February 11, 2016

Gravitational Waves Detected 100 Years After Einstein’s Prediction

The plots show signals of gravitational waves detected by the twin LIGO observatories.
The signals came from two merging black holes 1.3 billion light-years away.
The top two plots show data received at each detector, along with waveforms predicted
by general relativity. The X-axis plots time, the Y-axis strain—the fractional amount by
which distances are distorted. The LIGO data match the predictions very closely.
The final plot compares data from both facilities, confirming the detection. Credit: LIGO

(February 11, 2016)  LIGO opens new window on the universe with observation of gravitational waves from colliding black holes

For the first time, scientists have observed ripples in the fabric of spacetime called gravitational waves, arriving at the earth from a cataclysmic event in the distant universe. This confirms a major prediction of Albert Einstein's 1915 general theory of relativity and opens an unprecedented new window onto the cosmos.

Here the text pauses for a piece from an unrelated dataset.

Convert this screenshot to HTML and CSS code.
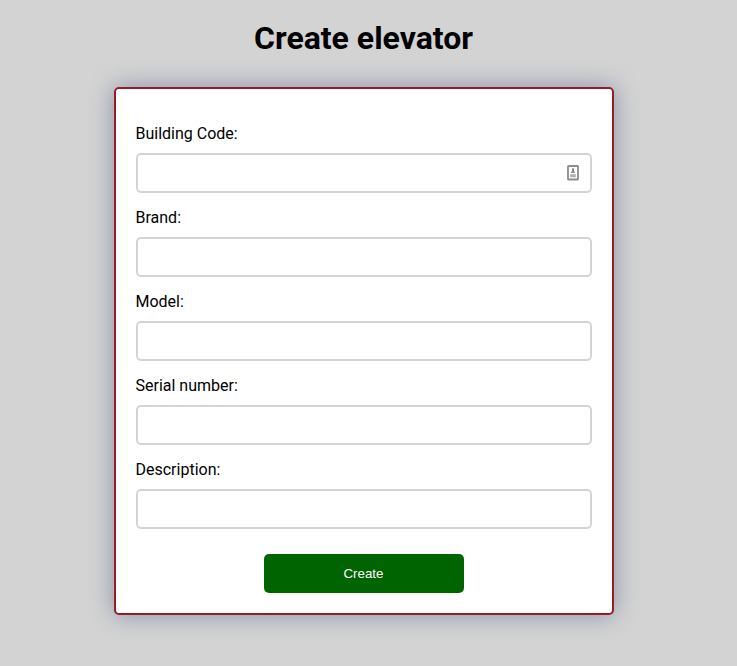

Gravitational waves carry information about their dramatic origins and about the nature of gravity that cannot otherwise be obtained. Physicists have concluded that the detected gravitational waves were produced during the final fraction of a second of the merger of two black holes to produce a single, more massive spinning black hole. This collision of two black holes had been predicted but never observed.

The gravitational waves were detected on September 14, 2015 at 5:51 a.m. Eastern Daylight Time (09:51 UTC) by both of the twin Laser Interferometer Gravitational-wave Observatory (LIGO) detectors, located in Livingston, Louisiana, and Hanford, Washington, USA. The LIGO Observatories are funded by the National Science Foundation (NSF), and were conceived, built, and are operated by Caltech and MIT. The discovery, accepted for publication in the journal Physical Review Letters, was made by the LIGO Scientific Collaboration (which includes the GEO Collaboration and the Australian Consortium for Interferometric Gravitational Astronomy) and the Virgo Collaboration using data from the two LIGO detectors.